Comentário de Deana Barroqueiro

17.01.2008

Depois de ouvir O sacrifício dos circuncisos
Nos milhares de páginas que escrevi, há alguns textos que eu, apesar da ferocidade com que me critico e me “deito abaixo”, considero que estão muito bem escritos. São raros esses momentos de plenitude, por isso mesmo preciosos e terríveis, pelo medo de não os voltar a sentir, com a satisfação de ter chegado ao alto travada pela angústia de poder não ser capaz de ir mais além, de ter esbarrado no meu limite.
Depois, chega-me a Voz de Luís Gaspar e a chama do seu Talento a darem alento e vida a um qualquer texto meu, revestindo de cor, cadência e fulgor as palavras e frases que contêm os pensamentos, sonhos ou mitos, mas também os sentimentos e as sensações mais profundas e secretas do corpo e alma da minha escrita. Mas, ao ouvi-lo de novo, sinto esfumarem-se as fasquias da minha exigência e a solidez do meu descernimento, porque a sua Voz e o seu Talento afagam e comovem a autora do texto, com o sabor de um prémio apetecido ainda que imerecido.
Em vez de um beijo agradecido, uma lágrima emocionada


Palavras e sensações de mulheres, vividas e escritas no feminino, engastadas como pedras preciosas na voz de um homem! Um tesouro que me obriga a fazer aqui, na nudez libertadora desta página, o meu sentido mea culpa.
É que, mesmo nos meus autores preferidos, sempre me irritou um pouco (algumas vezes muito), o modo como os escritores homens se arrogavam a pretensão despudorada (a palavra vem a propósito na temática do erotismo) de conhecer e descrever as mais secretas vivências da alma e corpo femininos, fazendo-o uns com alguma sensibilidade e virtuosismo, outros todavia não logrando mais que um arremedo. Como eram raras as autoras com a coragem das Três Marias, o universo inesgotável e secreto da Mulher chegava aos leitores quase sempre filtrado por esse olhar masculino assaz redutor .
Aqui, no entanto, opera-se um milagre, um jogo em que Eros acaba judiando Vénus!
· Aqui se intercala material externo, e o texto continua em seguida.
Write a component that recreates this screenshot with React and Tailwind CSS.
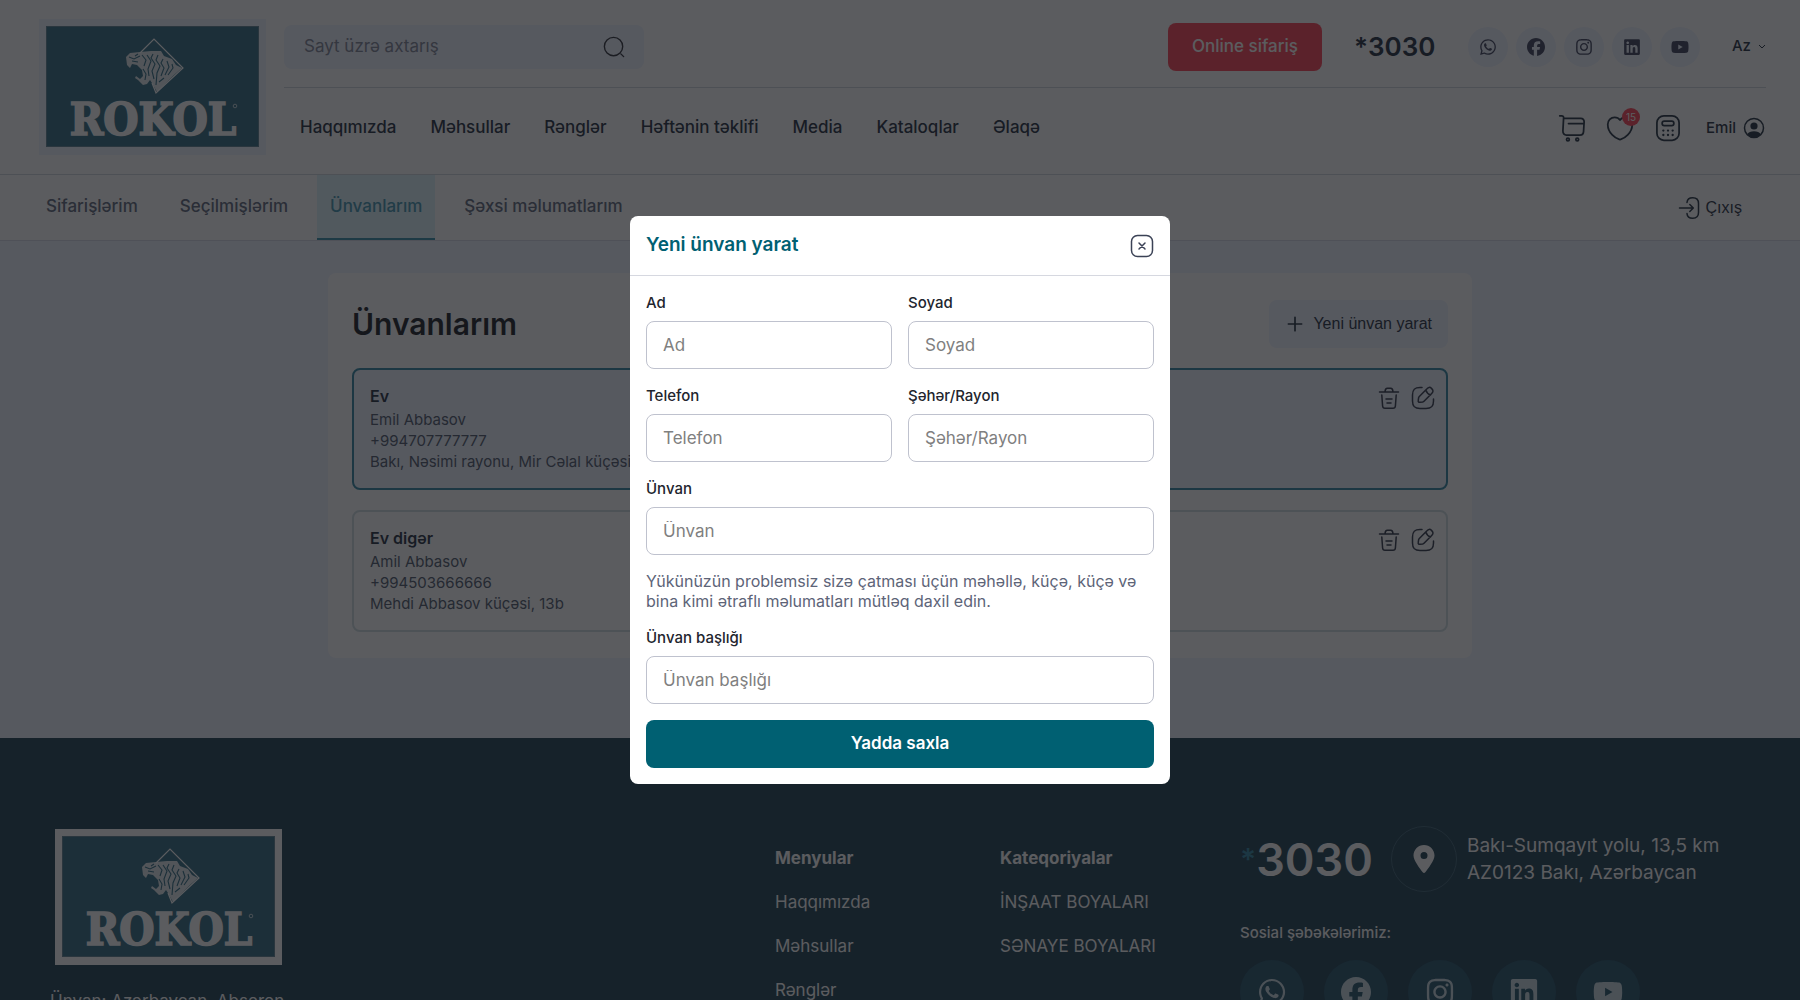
import { useState } from "react";
import { FaWhatsapp, FaFacebook, FaInstagram, FaLinkedin, FaYoutube, FaLocationDot } from "react-icons/fa6";

const navLinks = ["Haqqımızda", "Məhsullar", "Rənglər", "Həftənin təklifi", "Media", "Kataloqlar", "Əlaqə"];
const tabs = ["Sifarişlərim", "Seçilmişlərim", "Ünvanlarım", "Şəxsi məlumatlarım"];

const socials = [
  { name: "WhatsApp", Icon: FaWhatsapp },
  { name: "Facebook", Icon: FaFacebook },
  { name: "Instagram", Icon: FaInstagram },
  { name: "LinkedIn", Icon: FaLinkedin },
  { name: "YouTube", Icon: FaYoutube },
];

const addresses = [
  {
    id: 1,
    title: "Ev",
    name: "Emil Abbasov",
    phone: "+994707777777",
    address: "Bakı, Nəsimi rayonu, Mir Cəlal küçəsi",
    selected: true,
  },
  {
    id: 2,
    title: "Ev digər",
    name: "Amil Abbasov",
    phone: "+994503666666",
    address: "Mehdi Abbasov küçəsi, 13b",
    selected: false,
  },
];

function Logo({ frame }) {
  return (
    <svg viewBox="0 0 227 136" className="block w-[227px] h-[136px]" role="img" aria-label="Rokol">
      <rect width="227" height="136" fill={frame} />
      <rect x="7.5" y="7.5" width="212" height="120" fill="#2c687f" stroke="#5b7f92" />
      <path d="M101 34 L115 20 L144 49 L117 74 L113 64" fill="none" stroke="#fff" strokeWidth="1.2" />
      <path
        d="M87 38 L91 34 L101 33 L112 32 L122 32 L125 37 L133 40 L137 46 L143 49 L135 56 L127 64 L118 73 L113 64 L111 61 L108 65 L104 66 L99 61 L96 59 L97 57 L101 60 L104 57 L103 51 L98 46 L93 45 L91 49 L88 46 Z"
        fill="#fff"
        fillOpacity="0.85"
      />
      <path
        d="M90 38 L95 40 L101 37 M93 42 L99 43 M103 36 L107 41 L105 47 M108 36 L112 42 L109 50 L110 57 M114 35 L112 39 L116 45 L113 52 L115 60 M119 36 L117 41 L121 47 L118 54 L117 66 M124 40 L122 44 L125 49 L122 57 M128 42 L130 48 L126 56 M133 45 L134 49 L129 56 M120 63 L125 59 M104 50 L107 55 L106 61 M96 37 L99 35"
        fill="none"
        stroke="#2c687f"
        strokeWidth="1.1"
      />
      <text
        x="114"
        y="116"
        textAnchor="middle"
        fill="#fff"
        stroke="#fff"
        strokeWidth="1.6"
        fontSize="45"
        fontWeight="700"
        fontFamily='"DejaVu Serif Condensed", "DejaVu Serif", serif'
      >
        ROKOL
      </text>
      <circle cx="196" cy="87" r="1.8" fill="none" stroke="#fff" strokeWidth="0.7" />
    </svg>
  );
}

function Icon({ size = 24, children, width = 1.5 }) {
  return (
    <svg
      width={size}
      height={size}
      viewBox="0 0 24 24"
      fill="none"
      stroke="currentColor"
      strokeWidth={width}
      strokeLinecap="round"
      strokeLinejoin="round"
      aria-hidden="true"
    >
      {children}
    </svg>
  );
}

function CartIcon() {
  return (
    <Icon size={28}>
      <path d="M1.500 1.500h1.700c1 0 1.700.8 1.600 1.800L4.200 14.500c-.1 2 1.100 3.500 3 3.500h11.600c1.700 0 3-1.200 3.100-2.900l.5-8.200c.1-1.800-1.100-3.200-2.900-3.200H4.800M9 8.200h13" />
      <circle cx="8.500" cy="21.800" r="1.200" />
      <circle cx="16.500" cy="21.800" r="1.200" />
    </Icon>
  );
}

function HeartIcon() {
  return (
    <Icon size={28}>
      <path d="M12.600 21.800c-.3.100-.9.100-1.200 0C8.500 20.800 1.500 16.500 1.500 8.900 1.500 5.500 4.100 2.800 7.400 2.800c1.900 0 3.600.9 4.600 2.400 1-1.500 2.700-2.400 4.600-2.400 3.300 0 5.900 2.700 5.900 6.100 0 7.600-7 11.900-9.900 12.900z" />
    </Icon>
  );
}

function CalculatorIcon() {
  return (
    <Icon size={28}>
      <rect x="2.500" y="1.500" width="19" height="21" rx="6" />
      <rect x="7" y="6" width="10" height="4" rx="1.800" />
      <path d="M8 14.200h.01M12 14.200h.01M16 14.200h.01M8 18h.01M12 18h.01M16 18h.01" strokeWidth="2" />
    </Icon>
  );
}

function UserIcon() {
  return (
    <Icon size={24}>
      <circle cx="12" cy="12" r="9.500" />
      <circle cx="12" cy="10" r="3.600" fill="currentColor" stroke="none" />
      <path d="M5 18.500c1.300-2.300 4-3.200 7-3.200s5.700.9 7 3.200c-1.800 1.900-4.300 3-7 3s-5.200-1.100-7-3z" fill="currentColor" stroke="none" />
    </Icon>
  );
}

function TrashIcon() {
  return (
    <Icon>
      <path d="M2.500 6h19M8 5.700c.2-2.700.8-3.500 2.300-3.500h3.400c1.500 0 2.100.8 2.300 3.500M4.800 9l.8 11c.1 1.600.9 2.300 2.400 2.300h8c1.500 0 2.300-.7 2.400-2.300l.8-11M9 13h6M10 17h4" />
    </Icon>
  );
}

function EditIcon() {
  return (
    <Icon>
      <path d="M11 1.500H9c-5.500 0-7.500 2-7.500 7.500v6c0 5.500 2 7.500 7.500 7.500h6c5.500 0 7.500-2 7.500-7.500v-2" />
      <path d="M16 2.800 8.300 10.500c-.3.300-.6.900-.7 1.300l-.4 2.900c-.2 1.100.6 1.800 1.600 1.600l2.900-.4c.4-.1 1-.4 1.300-.7l7.700-7.700c1.400-1.400 2-2.900 0-4.900s-3.400-1.300-4.700.2zM14.900 4.200c.7 2.300 2.400 4 4.700 4.700" />
    </Icon>
  );
}

function Header() {
  return (
    <header className="flex gap-[18px] pl-[39px] pr-[34px] h-[175px] bg-white border-b border-[#d0d8dc]">
      <a href="#" className="mt-[19px] shrink-0">
        <Logo frame="#eef3ff" />
      </a>
      <div className="flex-1 flex flex-col">
        <div className="flex items-center justify-between h-[88px] border-b border-[#d0d8dc]">
          <form className="flex items-center w-[360px] h-11 mt-1.5 pl-5 pr-[19px] rounded-lg bg-[#eef3ff]">
            <input
              type="search"
              aria-label="Sayt üzrə axtarış"
              placeholder="Sayt üzrə axtarış"
              className="flex-1 bg-transparent text-[17px] outline-none placeholder:text-[#7d8294]"
            />
            <button type="button" aria-label="Axtar" className="text-[#2a2c34]">
              <Icon size={22}>
                <circle cx="11.500" cy="11.500" r="10" />
                <path d="M19.500 19.500l3 3" />
              </Icon>
            </button>
          </form>
          <div className="flex items-center mt-1.5">
            <button className="h-12 w-[154px] rounded-lg bg-[#fe3f50] text-[17px] font-medium text-white">
              Online sifariş
            </button>
            <a href="tel:*3030" className="ml-8 w-[82px] text-[26px] font-semibold text-[#1c2b3a]">
              *3030
            </a>
            <ul className="flex gap-2 ml-8">
              {socials.map(({ name, Icon: SocialIcon }) => (
                <li key={name}>
                  <a href="#" aria-label={name} className="flex items-center justify-center size-10 rounded-full bg-[#eef3ff] text-[#3a3f58]">
                    <SocialIcon size={18} />
                  </a>
                </li>
              ))}
            </ul>
            <button className="flex items-center gap-[7px] ml-8 text-[15px] font-medium text-[#1c2b3a]">
              Az
              <svg width="8" height="6" viewBox="0 0 8 6" fill="none" stroke="currentColor" aria-hidden="true">
                <path d="M1 1l3 3 3-3" />
              </svg>
            </button>
          </div>
        </div>
        <div className="flex items-center justify-between pl-4 h-[80px]">
          <nav className="flex gap-[34px] text-[17px] font-medium text-[#1c2b3a]">
            {navLinks.map((link) => (
              <a key={link} href="#">{link}</a>
            ))}
          </nav>
          <div className="flex items-center gap-5 text-[#1c2b3a]">
            <a href="#" aria-label="Səbət"><CartIcon /></a>
            <a href="#" aria-label="Seçilmişlər" className="relative">
              <HeartIcon />
              <span className="absolute -top-1.5 -right-1.5 flex items-center justify-center size-[18px] rounded-full bg-[#fe3f50] text-[10px] text-white">
                15
              </span>
            </a>
            <a href="#" aria-label="Kalkulyator"><CalculatorIcon /></a>
            <a href="#" className="flex items-center gap-1.5 ml-1 text-[15px] font-medium">
              Emil
              <UserIcon />
            </a>
          </div>
        </div>
      </div>
    </header>
  );
}

function AccountTabs() {
  return (
    <div className="flex justify-between h-[66px] pl-[33px] pr-[58px] bg-white border-b border-[#d5dbe8] text-[17px] font-medium">
      <nav className="flex gap-4">
        {tabs.map((tab) => (
          <a
            key={tab}
            href="#"
            className={
              tab === "Ünvanlarım"
                ? "flex items-center px-[13px] border-b-2 border-[#2f8ca8] bg-[#dcf3fa] text-[#3d93b0]"
                : "flex items-center px-[13px] border-b-2 border-transparent text-[#5a6478]"
            }
          >
            {tab}
          </a>
        ))}
      </nav>
      <button className="flex items-center gap-1 font-[Liberation_Sans] text-base font-normal text-[#1c2b3a]">
        <Icon size={24}>
          <path d="M9 6.500c.3-3.500 2-4.800 5.600-4.800h.2c4 0 5.700 1.600 5.700 5.700v9.200c0 4.100-1.700 5.700-5.700 5.700h-.2c-3.600 0-5.300-1.300-5.600-4.700M1.500 12h13M11.800 8.500l3.500 3.500-3.500 3.500" />
        </Icon>
        Çıxış
      </button>
    </div>
  );
}

function AddressCard({ item }) {
  return (
    <li
      className={
        item.selected
          ? "flex justify-between items-start p-4 pr-[11px] rounded-lg border-2 border-[#2c84a0] bg-[#eef3ff]"
          : "flex justify-between items-start p-4 pr-[11px] rounded-lg border-2 border-[#cfdde2] bg-white"
      }
    >
      <div className="text-[15px] leading-[21px] text-[#4a5568]">
        <h2 className="mb-[3px] text-base leading-5 font-semibold text-[#1c2b3a]">{item.title}</h2>
        <p>{item.name}</p>
        <p>{item.phone}</p>
        <p>{item.address}</p>
      </div>
      <div className="flex gap-2.5 text-[#2c3244]">
        <button aria-label="Sil"><TrashIcon /></button>
        <button aria-label="Düzəliş et"><EditIcon /></button>
      </div>
    </li>
  );
}

function Footer() {
  return (
    <footer className="flex min-h-[420px] pt-[88px] pl-[50px] pr-10 bg-[#183c4d] text-white">
      <div className="flex-1">
        <div className="pt-[3px] pl-[5px]">
          <Logo frame="#ffffff" />
        </div>
        <p className="mt-6 w-[260px] text-[17px] leading-6">Ünvan: Azərbaycan, Abşeron rayonu</p>
      </div>
      <nav className="flex flex-col gap-5 w-[225px] pt-5 text-[17px] leading-6">
        <h3 className="font-bold">Menyular</h3>
        <a href="#">Haqqımızda</a>
        <a href="#">Məhsullar</a>
        <a href="#">Rənglər</a>
      </nav>
      <nav className="flex flex-col gap-5 w-[240px] pt-5 text-[17px] leading-6">
        <h3 className="font-bold">Kateqoriyalar</h3>
        <a href="#">İNŞAAT BOYALARI</a>
        <a href="#">SƏNAYE BOYALARI</a>
      </nav>
      <div className="w-[520px]">
        <div className="flex items-center h-[66px]">
          <a href="tel:*3030" className="flex items-center w-[151px] text-[45px] leading-none font-semibold">
            <span className="text-[30px] font-semibold text-[#2c84a0]">*</span>3030
          </a>
          <div className="flex items-center justify-center size-[66px] rounded-full border border-[#3a6072]">
            <FaLocationDot size={28} />
          </div>
          <p className="ml-2.5 text-[19px] leading-[27px]">
            Bakı-Sumqayıt yolu, 13,5 km
            <br />
            AZ0123 Bakı, Azərbaycan
          </p>
        </div>
        <p className="mt-[30px] text-[15px] leading-[22px] font-medium">Sosial şəbəkələrimiz:</p>
        <ul className="flex gap-5 mt-4">
          {socials.map(({ name, Icon: SocialIcon }) => (
            <li key={name}>
              <a href="#" aria-label={name} className="flex items-center justify-center size-16 rounded-full bg-[#1f5066] text-[#c9dbe2]">
                <SocialIcon size={30} />
              </a>
            </li>
          ))}
        </ul>
      </div>
    </footer>
  );
}

function Field({ id, label, className }) {
  return (
    <div className={className}>
      <label htmlFor={id} className="block mb-2 text-[15px] leading-[21px] font-medium text-[#22252e]">
        {label}
      </label>
      <input
        id={id}
        type="text"
        placeholder={label}
        className="block w-full h-12 px-4 rounded-lg border border-[#bfc2ce] text-[17px] outline-none placeholder:text-[#808080]"
      />
    </div>
  );
}

function AddressModal({ onClose }) {
  return (
    <div className="fixed inset-0 z-10 flex items-center justify-center bg-[#15171b]/70">
      <div role="dialog" aria-modal="true" aria-labelledby="modal-title" className="w-full max-w-[540px] rounded-lg bg-white">
        <div className="flex items-center justify-between h-[60px] px-4 border-b border-[#d6d8e0]">
          <h2 id="modal-title" className="text-[19px] font-semibold text-[#006072]">Yeni ünvan yarat</h2>
          <button aria-label="Bağla" onClick={onClose} className="text-[#3b4256]">
            <Icon size={24}>
              <rect x="1.500" y="1.500" width="21" height="21" rx="6" />
              <path d="M9 9l6 6M15 9l-6 6" />
            </Icon>
          </button>
        </div>
        <form className="grid grid-cols-2 gap-4 p-4" onSubmit={(e) => e.preventDefault()}>
          <Field id="name" label="Ad" />
          <Field id="surname" label="Soyad" />
          <Field id="phone" label="Telefon" />
          <Field id="city" label="Şəhər/Rayon" />
          <Field id="address" label="Ünvan" className="col-span-2" />
          <p className="col-span-2 text-base leading-5 text-[#5d6478]">
            Yükünüzün problemsiz sizə çatması üçün məhəllə, küçə, küçə və bina kimi ətraflı məlumatları mütləq daxil edin.
          </p>
          <Field id="title" label="Ünvan başlığı" className="col-span-2" />
          <button type="submit" className="col-span-2 h-12 rounded-lg bg-[#006072] text-[17px] font-semibold text-white">
            Yadda saxla
          </button>
        </form>
      </div>
    </div>
  );
}

export default function App() {
  const [open, setOpen] = useState(true);

  return (
    <div className={open ? "h-screen overflow-hidden bg-[#eef3ff] font-[Inter,sans-serif]" : "bg-[#eef3ff] font-[Inter,sans-serif]"}>
      <Header />
      <AccountTabs />
      <main className="px-8 pt-8 pb-20">
        <section className="max-w-[1144px] mx-auto px-6 pt-[27px] pb-[26px] rounded-lg bg-white">
          <div className="flex items-center justify-between mb-5">
            <h1 className="text-[30px] font-semibold text-[#14181f]">Ünvanlarım</h1>
            <button
              onClick={() => setOpen(true)}
              className="flex items-center gap-2 h-12 px-4 rounded-lg bg-[#eef3ff] font-[Liberation_Sans] text-base text-[#1c2b3a]"
            >
              <Icon size={20} width={2}>
                <path d="M12 4v16M4 12h16" />
              </Icon>
              Yeni ünvan yarat
            </button>
          </div>
          <ul className="flex flex-col gap-5">
            {addresses.map((item) => (
              <AddressCard key={item.id} item={item} />
            ))}
          </ul>
        </section>
      </main>
      <Footer />
      {open && <AddressModal onClose={() => setOpen(false)} />}
    </div>
  );
}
A Voz de Luís Gaspar apodera-se dessas sensações e emoções, desses gritos e gemidos, dos suspiros e dos risos, do prazer e do temor da Mulher (de todas as mulheres), não para os reduzir ou apoucar, mas para os expandir como uma maré, líquida e ondulante, outras vezes como um fogo abrasador, a lava de um vulcão, dormente ou destrutiva.
Dá-me sempre um enorme prazer ler os comentários dos que como eu ouvem e amam os seus podcasts. Não podia deixar de o fazer quando o tema é a Poesia Erótica, que ainda causa formigueiros mais ou menos subtis na pelúcia da moral pública…que a privada é toda outra! Também eu repudio a palavra grosseira e o humor boçal. Aqui aconteceu beleza pura, nas palavras e imagens dos poemas de Teresa Horta, a servirem ao leitor o erotismo mais incandescente; bem como o delicioso humor, sarcástico e inteligente do Eros que habita no espírito de Encandescente. Valeu a pena sacrificar o escasso tempo da minha escrita para ouvir esta Poesia Erótica.
Ainda uma observação: Como escritora de romance histórico, sou maníaca da pesquisa e do rigor nos factos, todavia considero estranho que se questione num romance, portanto numa obra de ficção e imaginação, a liberdade de ficcionar uma figura como Cristo, Madalena ou qualquer outra perdida no tempo e de que pouco ou nada se sabe, quando os próprios historiadores são os primeiros a apresentarem nos seus trabalhos científicos as mais contraditórias teorias e até fantasias e erros flagrantes. É tão perigoso o fundamentalismo “científíco” como o religioso para coartar a liberdade de expressão e a criatividade.
Parabéns, Luís Gaspar. Como diz Luís Pinto, há em si um Professor, um Mestre, a quem todos devemos agradecer. Tem de novo a minha gratidão.